In a previous article, we have already explored the beauty of the Appalachian Trail (A.T.) from Georgia up to West Virginia. But there are still more than 1,000 miles to go! This article brings you along the A.T. from Maryand to New York.
The Appalachian Trail crosses Maryland for 40.9 miles, with most of the trail following the ridgeline of South Mountain. In this state, the A.T. passes several historic sites, gentle terrain, and lovely vistas. One of the most famous overlooks is Weverton Cliffs: A three-state panoramic vista where hikers can enjoy stunning sunrises and sunsets with views of the Potomac River below, overlooking Maryland, Virginia, and West Virginia. Another must-see spot is Annapolis Rock, which offers a fine view of Greenbrier Lake and Cumberland Valley to the west. In Maryland, the A.T. is home to the original Washington Monument, which features the first monument to the nation’s first President. The southernmost three miles follow the historic Chesapeake & Ohio Canal Towpath along the Potomac River, which are the flattest three miles of the entire trail. Maryland’s lowest point along the trail is 261 feet at the Potomac River, while the highest point is near High Rock with an elevation of 1905 feet. The whole state can be hiked in three to five days.

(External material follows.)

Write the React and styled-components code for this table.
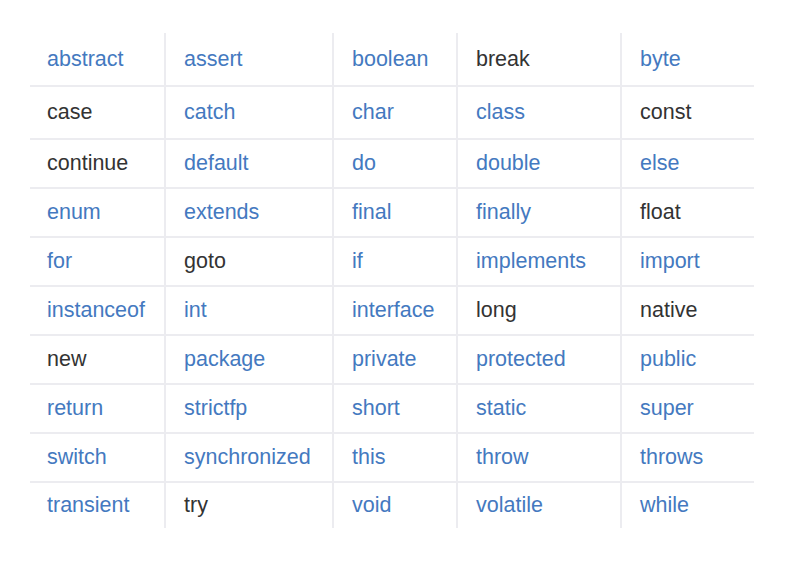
import React from "react";
import styled, { createGlobalStyle } from "styled-components";

const GlobalStyle = createGlobalStyle`
  body {
    margin: 0;
    background: #fff;
  }
`;

const Page = styled.div`
  width: 812px;
  height: 561px;
  padding: 33px 0 0 30px;
  box-sizing: border-box;
  background: #fff;
`;

const Table = styled.div`
  display: grid;
  width: 724px;
  grid-template-columns: 134px 168px 124px 164px 134px;
  grid-template-rows: 52px 53px repeat(7, 49px) 47px;
  font-family: "Liberation Sans", Arial, sans-serif;
  font-size: 21.5px;
`;

const Cell = styled.div`
  display: flex;
  align-items: center;
  padding-left: ${(p) => (p.$col === 0 ? 17 : 18)}px;
  border-left: ${(p) => (p.$col === 0 ? "none" : "2px solid #ececf0")};
  border-top: ${(p) => (p.$row === 0 ? "none" : "2px solid #ececf0")};
  color: ${(p) => (p.$dark ? "#333333" : "#4479c0")};
  white-space: nowrap;
`;

const rows = [
  ["abstract", "assert", "boolean", "break", "byte"],
  ["case", "catch", "char", "class", "const"],
  ["continue", "default", "do", "double", "else"],
  ["enum", "extends", "final", "finally", "float"],
  ["for", "goto", "if", "implements", "import"],
  ["instanceof", "int", "interface", "long", "native"],
  ["new", "package", "private", "protected", "public"],
  ["return", "strictfp", "short", "static", "super"],
  ["switch", "synchronized", "this", "throw", "throws"],
  ["transient", "try", "void", "volatile", "while"],
];

const dark = new Set(["case", "continue", "break", "const", "float", "goto", "long", "native", "new", "try"]);

export default function App() {
  return (
    <Page>
      <GlobalStyle />
      <Table>
        {rows.map((row, r) =>
          row.map((word, c) => (
            <Cell key={word} $row={r} $col={c} $dark={dark.has(word)}>
              {word}
            </Cell>
          ))
        )}
      </Table>
    </Page>
  );
}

The 229.3 miles of A.T. in Pennsylvania pass through historic landmarks and ascend to scenic heights along Kittatinny Ridge, a critical natural asset in the state. Elevations on the Appalachian Trail in Pennsylvania range from 320-2,080 feet above sea level. Due to the rocky terrain along the A.T. in the north, Pennsylvania is often nicknamed “Rocksylvania.” However, the state also offers some smooth and gentle terrain in the southern part, including the Cumberland Valley. This is why the northern two-thirds of the trail section in Pennsylvania are considered to be very difficult, while the trail in southern Pennsylvania’s Cumberland Valley is generally easy and flat. Cumberland Valley is also the longest valley crossing on the A.T. A famous highlight on the trail is the Appalachian Trail Museum, which is housed in a 200-year-old mil in Pine Grove Furnace State Park. The museum is entirely dedicated to hiking and is devoted to early founders of the trail, Benton MacKaye and Myron Avery, as well as some of the early pioneer thru-hikers. Since the A.T. in Pennsylvania passes through lands managed for hunting, it is better to avoid visiting during the fall season. But if you really want to hike the A.T. during that time, you will have to wear at least 250 square inches of fluorescent orange material on the head, chest and back combined, or a fluorescent orange hat. One curiosity: The first person to hike the entire Appalachian Trail back in 1948 was the Pennsylvanian hiker Earl Shaffer!
3. New Jersey
In New Jersey, the A.T. crosses 71.6 miles of land and includes moderate elevation changes, varying from relatively flat and gentle to short, steep, rocky pitches. In this state, the trail originates at Delaware Water Gap National Park, where the Kittatinny Mountains and the Delaware River merge together in a unique view. The trail passes in close proximity to New Jersey’s major cities and is home to several points of interest. The Wallkill National Wildlife Reserve is an interesting area where it is very common to see the state bird, the eastern goldfinch. Another must-see spot is Worthington State Park, which includes 70 miles of trails with gorgeous natural areas, such as the Delaware River and the glacial lake Sunfish Pond. Other spots to consider are Buttermilk Falls (New Jersey’s highest waterfall), Sunrise Mountain Road, High Point State Park (home to the highest elevation in New Jersey), and Stairway to Heaven, which brings you to one of the best viewpoints in NJ: Pinwheel’s Vista.
4. New York
The A.T. crosses the state of New York for 93.3 miles, ranging from paved paths and sidewalks to crossing the boardwalks of the Great Swamp. The proximity to New York City makes this stretch of trail particularly beautiful. For example, near Harriman State Park hikers can enjoy woodlands and the quiet of nature with occasional views of the Manhattan skyline. The A.T. passes through numerous state parks, including Sterling Forest State Park, Harriman State Park, Hudson Highlands State Park, Clarence Fahnestock State Park, and Bear Mountain State Park. This last park is famous for the Trailside Museum and Zoo at Bear Mountain, which is the lowest elevation point on the entire A.T. (124 feet). Additionally, Bear Mountain State Park is where the very first section of the Appalachian Trail was completed in 1923. An interesting spot located close to the A.T. is West Point, the U.S. Army’s famous military academy, located at a point on the west bank of the Hudson River.